#### TASK BRIEF:
Make an exact copy of the lines, leaving the pictures out.

#### DATA SHOWN:

— START —

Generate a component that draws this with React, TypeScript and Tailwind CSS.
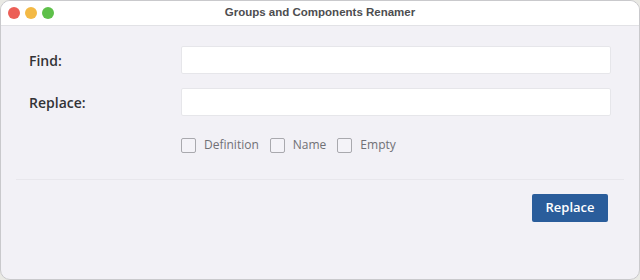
import React from "react"

function Check({ label }: { label: string }) {
  return (
    <label className="flex items-center gap-[8px]">
      <span className="w-[15px] h-[15px] rounded-[2px] border border-[#a9a9ae] bg-[#f4f3f8]" />
      <span className="text-[12px] text-[#707075]">{label}</span>
    </label>
  )
}

export default function App() {
  return (
    <div
      className="w-[640px] h-[280px] bg-[#e9e9e4] overflow-hidden"
      style={{ fontFamily: '"Open Sans", "Noto Sans", sans-serif' }}
    >
      <div className="w-full h-full rounded-[10px] border border-[#c9c9cc] bg-[#f2f1f6] flex flex-col overflow-hidden">
        {/* Title bar */}
        <div className="relative h-[25px] bg-white border-b border-[#e2e2e6] flex items-center justify-center shrink-0">
          <div className="absolute left-[7px] top-[6px] flex gap-[5px]">
            <span className="w-[12px] h-[12px] rounded-full bg-[#ec5f57]" />
            <span className="w-[12px] h-[12px] rounded-full bg-[#f3b945]" />
            <span className="w-[12px] h-[12px] rounded-full bg-[#5ec04a]" />
          </div>
          <span className="text-[11.5px] font-bold text-[#4d4d50] font-['Liberation_Sans',sans-serif]">
            Groups and Components Renamer
          </span>
        </div>

        {/* Form */}
        <div className="pt-[20px] px-[28px] grid grid-cols-[152px_1fr] gap-y-[14px] items-center">
          <div className="text-[14px] font-semibold text-[#333336]">Find:</div>
          <input className="h-[28px] bg-white border border-[#e6e6ea] rounded-[2px] outline-none" />
          <div className="text-[14px] font-semibold text-[#333336]">Replace:</div>
          <input className="h-[28px] bg-white border border-[#e6e6ea] rounded-[2px] outline-none" />
        </div>

        <div className="pl-[180px] mt-[20px] flex items-center gap-[11px]">
          <Check label="Definition" />
          <Check label="Name" />
          <Check label="Empty" />
        </div>

        <div className="mx-[15px] mt-[25px] border-t border-[#e8e7ec]" />

        <div className="flex justify-end pr-[31px] mt-[14px]">
          <button className="w-[76px] h-[28px] rounded-[2px] bg-[#2a5d9b] text-white text-[13px] font-semibold">
            Replace
          </button>
        </div>
      </div>
    </div>
  )
}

— END —

#### COMPLETE ANSWER:
Generate a component that draws this with React, TypeScript and Tailwind CSS.
import React from "react"

function Check({ label }: { label: string }) {
  return (
    <label className="flex items-center gap-[8px]">
      <span className="w-[15px] h-[15px] rounded-[2px] border border-[#a9a9ae] bg-[#f4f3f8]" />
      <span className="text-[12px] text-[#707075]">{label}</span>
    </label>
  )
}

export default function App() {
  return (
    <div
      className="w-[640px] h-[280px] bg-[#e9e9e4] overflow-hidden"
      style={{ fontFamily: '"Open Sans", "Noto Sans", sans-serif' }}
    >
      <div className="w-full h-full rounded-[10px] border border-[#c9c9cc] bg-[#f2f1f6] flex flex-col overflow-hidden">
        {/* Title bar */}
        <div className="relative h-[25px] bg-white border-b border-[#e2e2e6] flex items-center justify-center shrink-0">
          <div className="absolute left-[7px] top-[6px] flex gap-[5px]">
            <span className="w-[12px] h-[12px] rounded-full bg-[#ec5f57]" />
            <span className="w-[12px] h-[12px] rounded-full bg-[#f3b945]" />
            <span className="w-[12px] h-[12px] rounded-full bg-[#5ec04a]" />
          </div>
          <span className="text-[11.5px] font-bold text-[#4d4d50] font-['Liberation_Sans',sans-serif]">
            Groups and Components Renamer
          </span>
        </div>

        {/* Form */}
        <div className="pt-[20px] px-[28px] grid grid-cols-[152px_1fr] gap-y-[14px] items-center">
          <div className="text-[14px] font-semibold text-[#333336]">Find:</div>
          <input className="h-[28px] bg-white border border-[#e6e6ea] rounded-[2px] outline-none" />
          <div className="text-[14px] font-semibold text-[#333336]">Replace:</div>
          <input className="h-[28px] bg-white border border-[#e6e6ea] rounded-[2px] outline-none" />
        </div>

        <div className="pl-[180px] mt-[20px] flex items-center gap-[11px]">
          <Check label="Definition" />
          <Check label="Name" />
          <Check label="Empty" />
        </div>

        <div className="mx-[15px] mt-[25px] border-t border-[#e8e7ec]" />

        <div className="flex justify-end pr-[31px] mt-[14px]">
          <button className="w-[76px] h-[28px] rounded-[2px] bg-[#2a5d9b] text-white text-[13px] font-semibold">
            Replace
          </button>
        </div>
      </div>
    </div>
  )
}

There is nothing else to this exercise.